Bad UI is embarrassing. A bad API is a liability that outlives the team that built it.
An API is a contract. Unlike UI code — which you can change and users adapt — an API change can silently break every downstream system that depends on it. We've learned this the hard way across 50+ integrations. These are the design decisions we stopped treating as optional.
Versioning from day one
Every API we build ships with versioning from the first endpoint. Not because we plan to break things, but because we know we'll need to evolve the API without breaking existing consumers.
We prefer URL-based versioning (/v1/resources) over header-based versioning for simplicity. It's visible in logs, easy to route, and unambiguous.
Resource design matters more than you think
The single most impactful decision in API design is how you model your resources. Get this right, and the API evolves gracefully. Get it wrong, and you're fighting the design forever.
Our approach: model resources around business concepts, not database tables. An "Order" API resource might pull data from five database tables, but the consumer doesn't need to know or care about that.
Consistent error handling
Every API we build follows the same error response format. A machine-readable error code, a human-readable message, and structured details for validation errors. Consumers should be able to write a single error handler that works across every endpoint.
Pagination, filtering, and sorting
These aren't features to add later. If an endpoint returns a list, it ships with cursor-based pagination, field-level filtering, and configurable sorting. We've seen too many systems break when a "small" dataset grows to 100K records and the unpaginated endpoint starts timing out.

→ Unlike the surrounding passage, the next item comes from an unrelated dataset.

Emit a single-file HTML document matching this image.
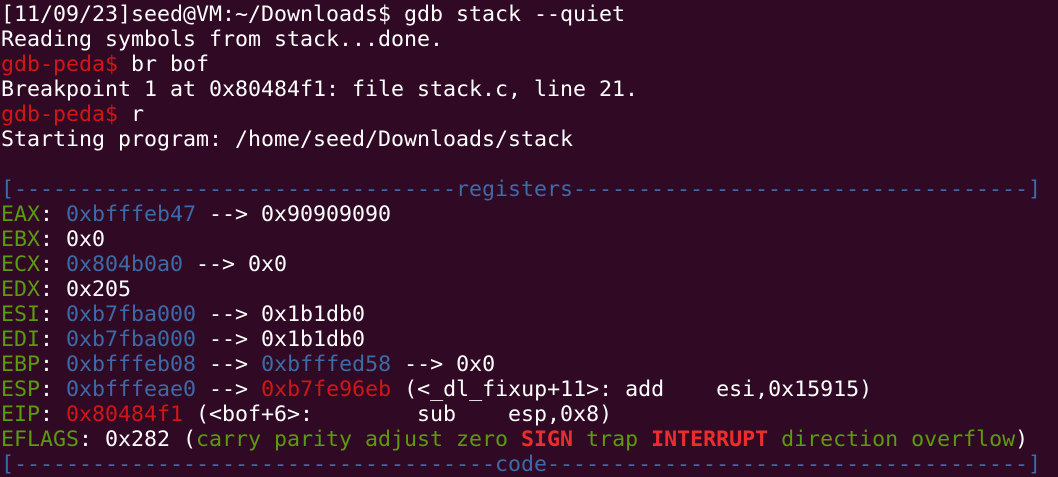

Rate limiting and authentication
Every production API ships with rate limiting and proper authentication. No exceptions. Even internal APIs between our own services get authentication — because "internal" today becomes "exposed to partners" tomorrow.
Documentation as code
API documentation lives alongside the code and is generated from the source. OpenAPI specs, auto-generated client SDKs, and interactive documentation. If the docs can drift from the implementation, they will.
For interactive docs, we've largely moved away from the default Swagger UI in favour of Scalar and Stoplight Elements. The practical reasons: Scalar renders cleanly, supports multiple code sample languages out of the box, and is trivial to self-host or embed. Stoplight gives us a richer editing and mocking environment when a client's team is actively designing the API contract before implementation starts — the visual editor reduces back-and-forth with non-engineering stakeholders considerably.
Neither is a hard requirement. What matters is that the documentation is generated from the same source that produces the API — not written by hand in a wiki that nobody updates.
The principles
After building and consuming hundreds of APIs, these are the principles we don't compromise on. Be consistent in naming, structure, and behavior — an API that surprises its consumers is a broken API. Be explicit about what can change and what won't. Design for the consumer, not the implementation. Make errors helpful and actionable. Version everything from day one.
None of these are difficult ideas. The challenge is enforcing them when deadlines are tight and the temptation to ship a quick endpoint is strong. The APIs we've seen cause the most damage weren't built by bad engineers — they were built by good engineers under pressure who skipped the fundamentals just this once.